Happily, I had this set of TRPs idling around the garage, so on they went. A little fiddly for a half-assed mechanic to set up, and on our last outing they brayed like jackasses, but now they work and sound just fine. Still, when time and finance permit I’ll give some more money to my man Paul, just ’cause.

The bosque was nuts for a workday morning. Racer dudes and dudettes, recreational riders, e-bikers, recumbents, joggers, skaters, strollers, equestrians, even one grinning young woman aboard what I think was an ElliptiGO.

I had thought about doing the whole enchilada, continuing down past Rio Bravo and back around, but discretion proved the better part of valor. I hung a U at Interstate 40 and went back the way I came for a grand total of 47.8 miles, which felt about right.

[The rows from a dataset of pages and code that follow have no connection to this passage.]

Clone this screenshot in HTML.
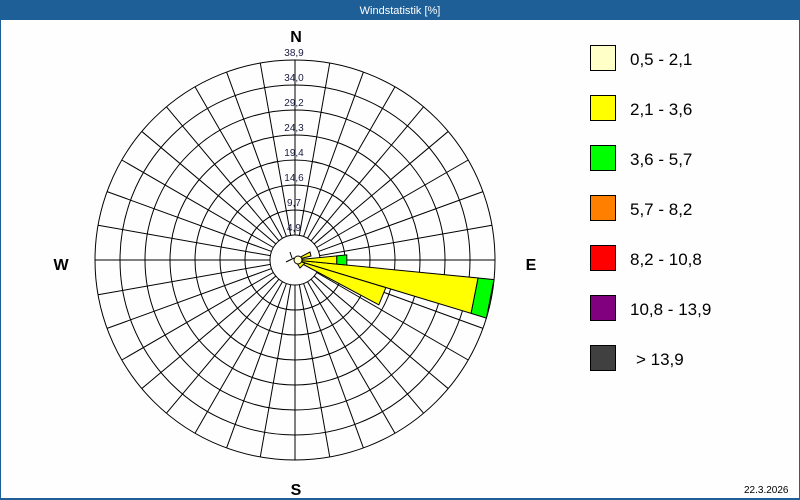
<!DOCTYPE html>
<html><head><meta charset="utf-8"><style>
html,body{margin:0;padding:0;background:#fdfefd;}
body{width:800px;height:500px;overflow:hidden;position:relative;font-family:"Liberation Sans",sans-serif;}
</style></head><body>
<svg width="800" height="500" xmlns="http://www.w3.org/2000/svg" style="position:absolute;left:0;top:0">
<rect x="0" y="0" width="800" height="500" fill="#fdfefd"/>
<rect x="0" y="0" width="800" height="20" fill="#1f5f97"/>
<rect x="0" y="0" width="1" height="500" fill="#1f5f97"/>
<rect x="799" y="0" width="1" height="500" fill="#1f5f97"/>
<rect x="0" y="498" width="800" height="2" fill="#1f5f97"/>
<text x="400" y="14" font-size="11" fill="#fff" text-anchor="middle" font-family="Liberation Sans, sans-serif">Windstatistik [%]</text>
<g fill="none" stroke="#000" stroke-width="1">
<circle cx="295" cy="260" r="200"/><circle cx="295" cy="260" r="175"/><circle cx="295" cy="260" r="150"/>
<circle cx="295" cy="260" r="125"/><circle cx="295" cy="260" r="100"/><circle cx="295" cy="260" r="75"/>
<circle cx="295" cy="260" r="50"/>
<g id="sp" transform="translate(295,260)">
<line x1="0" y1="-25" x2="0" y2="-200" transform="rotate(0)"/><line x1="0" y1="-25" x2="0" y2="-200" transform="rotate(10)"/><line x1="0" y1="-25" x2="0" y2="-200" transform="rotate(20)"/><line x1="0" y1="-25" x2="0" y2="-200" transform="rotate(30)"/><line x1="0" y1="-25" x2="0" y2="-200" transform="rotate(40)"/><line x1="0" y1="-25" x2="0" y2="-200" transform="rotate(50)"/><line x1="0" y1="-25" x2="0" y2="-200" transform="rotate(60)"/><line x1="0" y1="-25" x2="0" y2="-200" transform="rotate(70)"/><line x1="0" y1="-25" x2="0" y2="-200" transform="rotate(80)"/><line x1="0" y1="-25" x2="0" y2="-200" transform="rotate(90)"/><line x1="0" y1="-25" x2="0" y2="-200" transform="rotate(100)"/><line x1="0" y1="-25" x2="0" y2="-200" transform="rotate(110)"/><line x1="0" y1="-25" x2="0" y2="-200" transform="rotate(120)"/><line x1="0" y1="-25" x2="0" y2="-200" transform="rotate(130)"/><line x1="0" y1="-25" x2="0" y2="-200" transform="rotate(140)"/><line x1="0" y1="-25" x2="0" y2="-200" transform="rotate(150)"/><line x1="0" y1="-25" x2="0" y2="-200" transform="rotate(160)"/><line x1="0" y1="-25" x2="0" y2="-200" transform="rotate(170)"/><line x1="0" y1="-25" x2="0" y2="-200" transform="rotate(180)"/><line x1="0" y1="-25" x2="0" y2="-200" transform="rotate(190)"/><line x1="0" y1="-25" x2="0" y2="-200" transform="rotate(200)"/><line x1="0" y1="-25" x2="0" y2="-200" transform="rotate(210)"/><line x1="0" y1="-25" x2="0" y2="-200" transform="rotate(220)"/><line x1="0" y1="-25" x2="0" y2="-200" transform="rotate(230)"/><line x1="0" y1="-25" x2="0" y2="-200" transform="rotate(240)"/><line x1="0" y1="-25" x2="0" y2="-200" transform="rotate(250)"/><line x1="0" y1="-25" x2="0" y2="-200" transform="rotate(260)"/><line x1="0" y1="-25" x2="0" y2="-200" transform="rotate(270)"/><line x1="0" y1="-25" x2="0" y2="-200" transform="rotate(280)"/><line x1="0" y1="-25" x2="0" y2="-200" transform="rotate(290)"/><line x1="0" y1="-25" x2="0" y2="-200" transform="rotate(300)"/><line x1="0" y1="-25" x2="0" y2="-200" transform="rotate(310)"/><line x1="0" y1="-25" x2="0" y2="-200" transform="rotate(320)"/><line x1="0" y1="-25" x2="0" y2="-200" transform="rotate(330)"/><line x1="0" y1="-25" x2="0" y2="-200" transform="rotate(340)"/><line x1="0" y1="-25" x2="0" y2="-200" transform="rotate(350)"/>
</g>
<circle cx="295" cy="260" r="25" fill="#fdfefd"/>
</g>
<g stroke="#000" stroke-width="1">
<polygon points="295,260 478.1,278 471.1,313.4" fill="#ffff00"/>
<polygon points="478.1,278 494,279.6 486.4,318.1 471.1,313.4" fill="#00ff00"/>
<polygon points="295,260 385.9,287.6 378.8,304.8" fill="#ffff00"/>
<polygon points="295,260 336.8,255.9 336.8,264.1" fill="#ffff00"/>
<polygon points="336.8,255.9 346.8,254.9 346.8,265.1 336.8,264.1" fill="#00ff00"/>
<polygon points="295,260 310,252 311,256" fill="#ffff00"/>
<polygon points="295,260 305,263 300,268" fill="#ffff00"/>
</g>
<circle cx="298" cy="260" r="4" fill="#ffffc8" stroke="#000" stroke-width="1"/>
<line x1="286" y1="262" x2="294" y2="258" stroke="#000"/>
<line x1="290" y1="252" x2="292" y2="258" stroke="#000"/>
<g font-size="10" fill="#1a1a40" text-anchor="middle" font-family="Liberation Sans, sans-serif">
<text x="294" y="56">38,9</text><text x="294" y="81">34,0</text><text x="294" y="106">29,2</text><text x="294" y="131">24,3</text>
<text x="294" y="156">19,4</text><text x="294" y="181">14,6</text><text x="294" y="206">9,7</text><text x="294" y="231">4,9</text>
</g>
<g font-size="16" font-weight="bold" fill="#000" text-anchor="middle" font-family="Liberation Sans, sans-serif">
<text x="296" y="42">N</text><text x="296" y="495">S</text><text x="61" y="270">W</text><text x="531" y="270">E</text>
</g>
<g stroke="#000" stroke-width="1">
<rect x="590.5" y="45.5" width="25" height="25" fill="#ffffc8"/>
<rect x="590.5" y="95.5" width="25" height="25" fill="#ffff00"/>
<rect x="590.5" y="145.5" width="25" height="25" fill="#00ff00"/>
<rect x="590.5" y="195.5" width="25" height="25" fill="#ff8000"/>
<rect x="590.5" y="245.5" width="25" height="25" fill="#ff0000"/>
<rect x="590.5" y="295.5" width="25" height="25" fill="#800080"/>
<rect x="590.5" y="345.5" width="25" height="25" fill="#404040"/>
</g>
<g font-size="17" fill="#000" font-family="Liberation Sans, sans-serif">
<text x="630" y="65">0,5 - 2,1</text><text x="630" y="115">2,1 - 3,6</text><text x="630" y="165">3,6 - 5,7</text>
<text x="630" y="215">5,7 - 8,2</text><text x="630" y="265">8,2 - 10,8</text><text x="630" y="315">10,8 - 13,9</text>
<text x="636" y="365">&gt; 13,9</text>
</g>
<text x="744" y="493" font-size="10" fill="#000" font-family="Liberation Sans, sans-serif">22.3.2026</text>
</svg>
</body></html>
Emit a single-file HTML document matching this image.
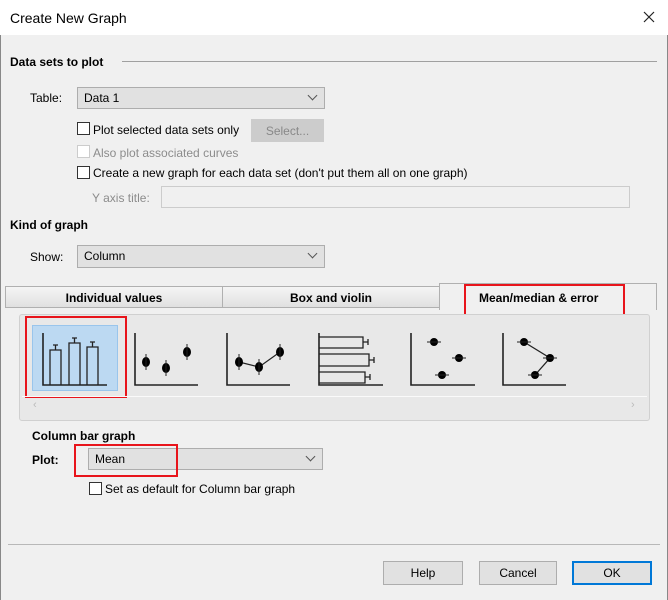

As I rode up Roy toward the Tramway climb I saw a rara avis indeed — a triplet, barreling down toward the roundabout at 4th and Roy. I waved, and the dude in the middle waved back, but he looked like he’d rather have both hands on the bars and I can’t say I blame him. That was one crowded bike and like our “democracy” I imagine it demanded everyone’s attention and participation.

If you’re looking for them “Deep River Blues,” they’re off to the left, behind the cottonwoods, and they’re actually more of a brown.